On Thu, 2025-05-15 at 23:00 -0700, Christoph Hellwig wrote:
> On Thu, May 15, 2025 at 12:11:49PM +0200, Kevin Wolf wrote:
> > If you're talking about SG_IO in dm-mpath, then PRIN/PROUT commands
> > are
> > actually the one thing that we don't need. libmpathpersist sends
> > the
> > commands to the individual path devices, so dm-mpath will never see
> > those. It's mostly about getting the full results on the SCSI level
> > for
> > normal I/O commands.
> > 
> > There has actually been a patch series on qemu-devel last year
> > (that I
> > haven't found the time to review properly yet) that would add
> > explicit
> > persistent reservation operations to QEMU's block layer that could
> > then
> > be used with the emulated scsi-hd device. On the backend, it only
> > implemented it for iscsi, but I suppose we could implement it for
> > file-posix, too (using the same libmpathpersist code as for
> > passthrough). If that works, maybe at least some users can move
> > away
> > from SCSI passthrough.
>   x
> Please call into the kernel PR code instead of hacking up more of
> this, which will just run into problems again.

I still don't get what this buys us. The guest (which might be Windows
or whatever else) sends SCSI reservation commands. qemu will have to
intercept these anyway, unless the backend device is a plain SCSI
device (in which case transformation into generic PR command would be a
strange thing to do).

If the backend device is multipath on SCSI, qemu-pr-helper would take 
the most appropriate action and return the most appropriate result
code.
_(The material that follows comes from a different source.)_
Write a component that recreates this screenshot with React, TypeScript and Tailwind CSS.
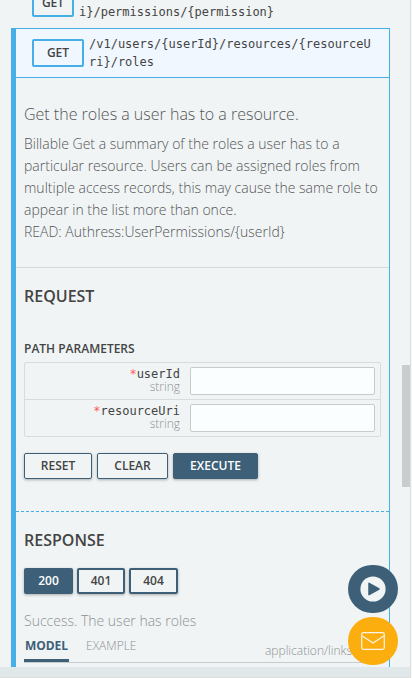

The dm-multipath layer can't do it as well, as it doesn't have
the full information about the target that's available in user space
(see Ben's note about ALL_TG_PT for example). I don't see any benefit
from using a generic reservation on dm-mpath instead of using qemu-pr-
helper for this important use case. 

I also don't see why this way of handling SCSI PR commands would be
dangerous. You are of course right to say that passthrough of other
SCSI commands (except regular IO and PR) is highly dangerous, but in
the concept that Kevin described that wouldn't happen.

Transforming the SCSI reservation commands into generic reservation
commands makes sense for _other_ types of backend devices. NVMe comes
to mind, but (for real-world applications) not much else. (But does it
make sense to present NVMe devices to guests as SCSI devices?).